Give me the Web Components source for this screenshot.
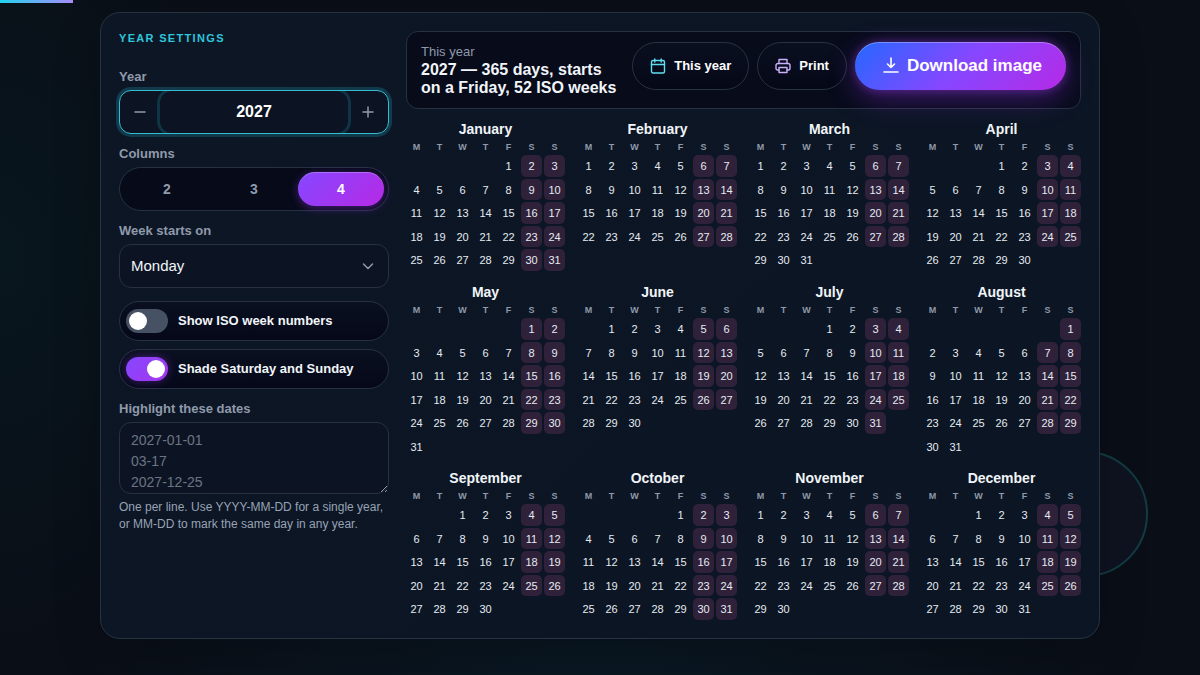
<!DOCTYPE html>
<html lang="en">
<head>
<meta charset="utf-8">
<meta name="viewport" content="width=device-width, initial-scale=1">
<title>Year planner 2027</title>
<style>
  :root {
    --text: #f1f5f9;
    --muted: #8f9aab;
    --line: #263241;
    --cyan: #2fc6da;
    --deep: #060a19;
    --field: #0c1424;
  }
  * { box-sizing: border-box; }
  body {
    margin: 0;
    min-height: 100vh;
    color: var(--text);
    font: 13px/16px "Liberation Sans", Arial, sans-serif;
    background:
      radial-gradient(ellipse 22% 60% at 0% 38%, rgba(4, 34, 38, .4), transparent),
      radial-gradient(ellipse 45% 30% at 50% 100%, rgba(8, 38, 52, .4), transparent),
      #0a0e17;
  }
</style>
</head>
<body>
<year-planner></year-planner>

<script>
const BASE = `<style>
  *, *::before, *::after { box-sizing: border-box; }
  button, input, select, textarea { font: inherit; color: inherit; margin: 0; }
  :host { display: block; }
  .label { display: block; padding: 0; margin: 0 0 6px; font-size: 13px; line-height: 14px; font-weight: 700; color: var(--muted); }
</style>`;

class Base extends HTMLElement {
  constructor() {
    super();
    this.attachShadow({ mode: "open" });
  }
  connectedCallback() {
    this.shadowRoot.innerHTML = BASE + this.render();
    this.ready();
  }
  ready() {}
  $(selector) { return this.shadowRoot.querySelector(selector); }
  emit(name, detail) { this.dispatchEvent(new CustomEvent(name, { detail, bubbles: true, composed: true })); }
}

customElements.define("year-stepper", class extends Base {
  render() {
    return `<style>
      .box { display: flex; height: 44px; border: 1px solid #35bccf; border-radius: 12px; background: var(--field); box-shadow: 0 0 0 3px rgba(34, 211, 238, .2); }
      .inner { display: flex; flex: 1; min-width: 0; overflow: hidden; border-radius: 11px; }
      button { flex: 0 0 40px; display: grid; place-items: center; padding: 0; border: 0; background: none; color: var(--muted); cursor: pointer; }
      input { flex: 1; min-width: 0; border: 0; outline: 0; padding: 0; border-radius: 12px; background: none; text-align: center; font-size: 16px; font-weight: 700; color: #fff; box-shadow: 0 0 0 3px rgba(34, 211, 238, .17); }
      svg { width: 16px; height: 16px; fill: none; stroke: currentColor; stroke-width: 1.5; stroke-linecap: round; }
    </style>
    <label class="label" for="year">Year</label>
    <div class="box"><div class="inner">
      <button type="button" id="down" aria-label="Previous year"><svg viewBox="0 0 16 16"><path d="M3 8h10"/></svg></button>
      <input id="year" type="text" inputmode="numeric" value="2027">
      <button type="button" id="up" aria-label="Next year"><svg viewBox="0 0 16 16"><path d="M3 8h10M8 3v10"/></svg></button>
    </div></div>`;
  }
  ready() {
    const input = this.$("input");
    const step = n => { input.value = Number(input.value) + n; this.emit("yearchange", Number(input.value)); };
    this.$("#down").onclick = () => step(-1);
    this.$("#up").onclick = () => step(1);
    input.onchange = () => step(0);
  }
});

customElements.define("column-picker", class extends Base {
  render() {
    const options = [2, 3, 4].map(n =>
      `<label><input type="radio" name="columns" value="${n}"${n === 4 ? " checked" : ""}><span>${n}</span></label>`).join("");
    return `<style>
      fieldset { border: 0; margin: 0; padding: 0; min-width: 0; }
      .track { display: flex; gap: 1px; height: 44px; padding: 4px; border: 1px solid var(--line); border-radius: 22px; background: var(--deep); }
      .track label { flex: 1; display: grid; cursor: pointer; }
      input { grid-area: 1 / 1; width: 100%; height: 100%; appearance: none; border-radius: 17px; }
      span { grid-area: 1 / 1; place-self: center; font-size: 14px; line-height: 16px; font-weight: 700; color: var(--muted); pointer-events: none; }
      input:checked { background: linear-gradient(135deg, #8647ff, #b62ae6); box-shadow: 0 2px 10px rgba(147, 51, 234, .45), inset 0 1px 0 rgba(255, 255, 255, .25); }
      input:checked + span { color: #fff; }
    </style>
    <fieldset><legend class="label">Columns</legend><div class="track">${options}</div></fieldset>`;
  }
  ready() {
    this.shadowRoot.onchange = e => this.emit("columnschange", Number(e.target.value));
  }
});

customElements.define("week-start", class extends Base {
  render() {
    return `<style>
      .box { display: grid; align-items: center; }
      select { grid-area: 1 / 1; width: 100%; height: 44px; appearance: none; padding: 0 40px 0 11px; border: 1px solid var(--line); border-radius: 12px; background: var(--field); font-size: 15px; color: var(--text); }
      svg { grid-area: 1 / 1; justify-self: end; margin-right: 13px; width: 16px; height: 16px; fill: none; stroke: var(--muted); stroke-width: 1.5; stroke-linecap: round; stroke-linejoin: round; pointer-events: none; }
    </style>
    <label class="label" for="start">Week starts on</label>
    <div class="box">
      <select id="start"><option>Monday</option><option>Sunday</option></select>
      <svg viewBox="0 0 16 16"><path d="M3.5 6 8 10.5 12.5 6"/></svg>
    </div>`;
  }
});

customElements.define("toggle-row", class extends Base {
  render() {
    return `<style>
      label { display: flex; align-items: center; gap: 10px; height: 40px; padding: 0 6px; border: 1px solid var(--line); border-radius: 20px; background: linear-gradient(#0a1020, #050818); font-size: 13px; font-weight: 700; cursor: pointer; }
      input { flex: none; display: grid; align-items: center; width: 42px; height: 24px; padding: 0 3px; appearance: none; border-radius: 12px; background: #475164; }
      input::before { content: ""; width: 18px; height: 18px; border-radius: 50%; background: #fff; }
      input:checked { justify-items: end; background: linear-gradient(135deg, #8647ff, #a436ee); box-shadow: 0 0 10px rgba(147, 51, 234, .45); }
    </style>
    <label><input type="checkbox" role="switch"${this.hasAttribute("checked") ? " checked" : ""}><slot></slot></label>`;
  }
  ready() {
    this.$("input").onchange = e => this.emit("toggle-" + this.getAttribute("name"), e.target.checked);
  }
});

customElements.define("date-notes", class extends Base {
  render() {
    return `<style>
      textarea { display: block; width: 100%; height: 72px; padding: 7px 11px; border: 1px solid var(--line); border-radius: 12px; background: var(--field); font-size: 14px; line-height: 21px; resize: vertical; overflow: hidden; }
      textarea::placeholder { color: #6b7483; opacity: 1; }
      p { margin: 5px 0 0; font-size: 12px; line-height: 17px; color: #97a3b5; }
    </style>
    <label class="label" for="dates">Highlight these dates</label>
    <textarea id="dates" aria-describedby="hint" placeholder="2027-01-01&#10;03-17&#10;2027-12-25"></textarea>
    <p id="hint">One per line. Use YYYY-MM-DD for a single year, or MM-DD to mark the same day in any year.</p>`;
  }
});

customElements.define("settings-panel", class extends Base {
  render() {
    return `<style>
      h2 { margin: 0 0 25px; font-size: 11px; line-height: 14px; letter-spacing: .12em; text-transform: uppercase; color: var(--cyan); }
      form, .toggles { display: flex; flex-direction: column; }
      form { gap: 13px; }
      .toggles { gap: 8px; }
    </style>
    <h2>Year settings</h2>
    <form>
      <year-stepper></year-stepper>
      <column-picker></column-picker>
      <week-start></week-start>
      <div class="toggles">
        <toggle-row name="iso">Show ISO week numbers</toggle-row>
        <toggle-row name="shade" checked>Shade Saturday and Sunday</toggle-row>
      </div>
      <date-notes></date-notes>
    </form>`;
  }
});

const ICONS = {
  calendar: `<svg viewBox="0 0 16 16" stroke="#5fdff0"><rect x="1.5" y="2.5" width="13" height="12.5" rx="1.5"/><path d="M1.5 6.5h13M4.8 1v3M11.2 1v3"/></svg>`,
  printer: `<svg viewBox="0 0 16 16" stroke="#c9b0fb"><path d="M4 5.500v-4h8v4"/><path d="M4 12H2.500A1.500 1.500 0 0 1 1 10.500V7.500a2 2 0 0 1 2-2h10a2 2 0 0 1 2 2v3a1.500 1.500 0 0 1-1.500 1.500H12"/><rect x="4" y="9.500" width="8" height="5"/></svg>`,
  download: `<svg viewBox="0 0 16 16" stroke="#fff"><path d="M8 1v9.500M4.500 7 8 10.500 11.500 7M1 15h14"/></svg>`
};

customElements.define("action-button", class extends Base {
  render() {
    return `<style>
      button { display: flex; align-items: center; gap: 8px; height: 48px; padding: 0 17px; border: 1px solid var(--line); border-radius: 24px; background: linear-gradient(#0a0f20, #050817); font-size: 13px; font-weight: 700; color: #fff; white-space: nowrap; cursor: pointer; }
      svg { width: 16px; height: 16px; fill: none; stroke-width: 1.4; stroke-linecap: round; stroke-linejoin: round; }
      :host([primary]) button { padding: 0 24px 0 28px; border: 0; font-size: 17px; background: linear-gradient(135deg, #2468ff, #8647ff 50%, #b62ae6); box-shadow: 0 8px 28px rgba(147, 51, 234, .4), 0 0 10px rgba(168, 70, 240, .4), inset 0 1px 0 rgba(255, 255, 255, .3); }
      :host([primary]) svg { stroke-width: 1.6; margin-bottom: 3px; }
    </style>
    <button type="button">${ICONS[this.getAttribute("icon")]}<slot></slot></button>`;
  }
});

customElements.define("summary-bar", class extends Base {
  render() {
    return `<style>
      header { display: flex; align-items: flex-start; gap: 12px; padding: 10px 14px 11px; border: 1px solid var(--line); border-radius: 12px; background: #070b1a; }
      .text { flex: 1; min-width: 0; }
      p { margin: 0; font-size: 13px; line-height: 19px; color: var(--muted); }
      h1 { margin: 0; font-size: 16px; line-height: 18px; }
      .actions { display: flex; gap: 8px; }
    </style>
    <header>
      <div class="text"><p>This year</p><h1><slot></slot></h1></div>
      <div class="actions">
        <action-button icon="calendar">This year</action-button>
        <action-button icon="printer">Print</action-button>
        <action-button icon="download" primary>Download image</action-button>
      </div>
    </header>`;
  }
});

customElements.define("month-grid", class extends Base {
  render() {
    const year = Number(this.getAttribute("year")), month = Number(this.getAttribute("month"));
    const first = new Date(year, month, 1);
    const name = first.toLocaleString("en", { month: "long" });
    const lead = (first.getDay() + 6) % 7;
    const days = new Date(year, month + 1, 0).getDate();
    let rows = "";
    for (let start = 1 - lead; start <= days; start += 7) {
      rows += "<tr>";
      for (let i = 0; i < 7; i++) {
        const day = start + i;
        rows += day < 1 || day > days ? "<td></td>" : `<td${i > 4 ? ' class="weekend"' : ""}>${day}</td>`;
      }
      rows += "</tr>";
    }
    return `<style>
      h3 { margin: 0 0 2px; font-size: 14px; line-height: 16px; text-align: center; }
      table { width: calc(100% + 4px); margin: 0 -2px -2px; table-layout: fixed; border-collapse: separate; border-spacing: 2px; text-align: center; }
      th, td { padding: 0; }
      th { font-size: 9px; line-height: 12px; color: var(--muted); }
      td { height: 22px; font-size: 11px; line-height: 12px; color: #e6ebf2; border-radius: 5px; }
      tr:nth-child(even) td { height: 21px; }
      .weekend { background: var(--weekend, #2f213a); }
    </style>
    <h3 id="name">${name}</h3>
    <table aria-labelledby="name">
      <thead><tr>${[..."MTWTFSS"].map(d => `<th scope="col">${d}</th>`).join("")}</tr></thead>
      <tbody>${rows}</tbody>
    </table>`;
  }
});

customElements.define("year-calendar", class extends Base {
  render() {
    const year = this.getAttribute("year");
    return `<style>
      .months { display: grid; grid-template-columns: repeat(var(--columns, 4), minmax(0, 1fr)); gap: 13px; align-items: start; }
    </style>
    <div class="months">${Array.from({ length: 12 }, (_, m) => `<month-grid year="${year}" month="${m}"></month-grid>`).join("")}</div>`;
  }
});

customElements.define("year-planner", class extends Base {
  render() {
    return `<style>
      :host { padding: 12px 24px; }
      .progress { position: absolute; top: 0; left: 0; width: 73px; height: 3px; background: linear-gradient(90deg, #22d3ee, #a78bfa); }
      .ring { position: absolute; top: 451px; right: 52px; width: 126px; height: 126px; border: 2px solid #123c44; border-radius: 50%; background: #0f1320; }
      .card { position: relative; display: grid; grid-template-columns: 270px minmax(0, 1fr); gap: 17px; max-width: 1000px; margin: 0 auto; padding: 18px; border: 1px solid #263342; border-radius: 20px; background: linear-gradient(135deg, #0d1625, #0b1523); box-shadow: 0 16px 48px rgba(0, 0, 0, .2); }
      main { display: flex; flex-direction: column; gap: 12px; min-width: 0; }
    </style>
    <div class="progress"></div>
    <div class="ring"></div>
    <div class="card">
      <settings-panel></settings-panel>
      <main>
        <summary-bar></summary-bar>
        <year-calendar year="2027"></year-calendar>
      </main>
    </div>`;
  }
  ready() {
    this.show(2027);
    this.addEventListener("yearchange", e => this.show(e.detail));
    this.addEventListener("columnschange", e => this.style.setProperty("--columns", e.detail));
    this.addEventListener("toggle-shade", e => this.style.setProperty("--weekend", e.detail ? "#2f213a" : "transparent"));
  }
  show(year) {
    const first = new Date(year, 0, 1), last = new Date(year, 11, 31);
    const days = Math.round((last - first) / 864e5) + 1;
    const weeks = first.getDay() === 4 || last.getDay() === 4 ? 53 : 52;
    const weekday = first.toLocaleString("en", { weekday: "long" });
    this.$("summary-bar").textContent = `${year} — ${days} days, starts on a ${weekday}, ${weeks} ISO weeks`;
    const calendar = document.createElement("year-calendar");
    calendar.setAttribute("year", year);
    this.$("year-calendar").replaceWith(calendar);
  }
});
</script>
</body>
</html>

# Aim of the exercise:
Pictures excluded, repeat exactly the lines from the top of the material through the line with "<year-planner></year-planner>", including both of those lines.

# Reply:
Give me the Web Components source for this screenshot.
<!DOCTYPE html>
<html lang="en">
<head>
<meta charset="utf-8">
<meta name="viewport" content="width=device-width, initial-scale=1">
<title>Year planner 2027</title>
<style>
  :root {
    --text: #f1f5f9;
    --muted: #8f9aab;
    --line: #263241;
    --cyan: #2fc6da;
    --deep: #060a19;
    --field: #0c1424;
  }
  * { box-sizing: border-box; }
  body {
    margin: 0;
    min-height: 100vh;
    color: var(--text);
    font: 13px/16px "Liberation Sans", Arial, sans-serif;
    background:
      radial-gradient(ellipse 22% 60% at 0% 38%, rgba(4, 34, 38, .4), transparent),
      radial-gradient(ellipse 45% 30% at 50% 100%, rgba(8, 38, 52, .4), transparent),
      #0a0e17;
  }
</style>
</head>
<body>
<year-planner></year-planner>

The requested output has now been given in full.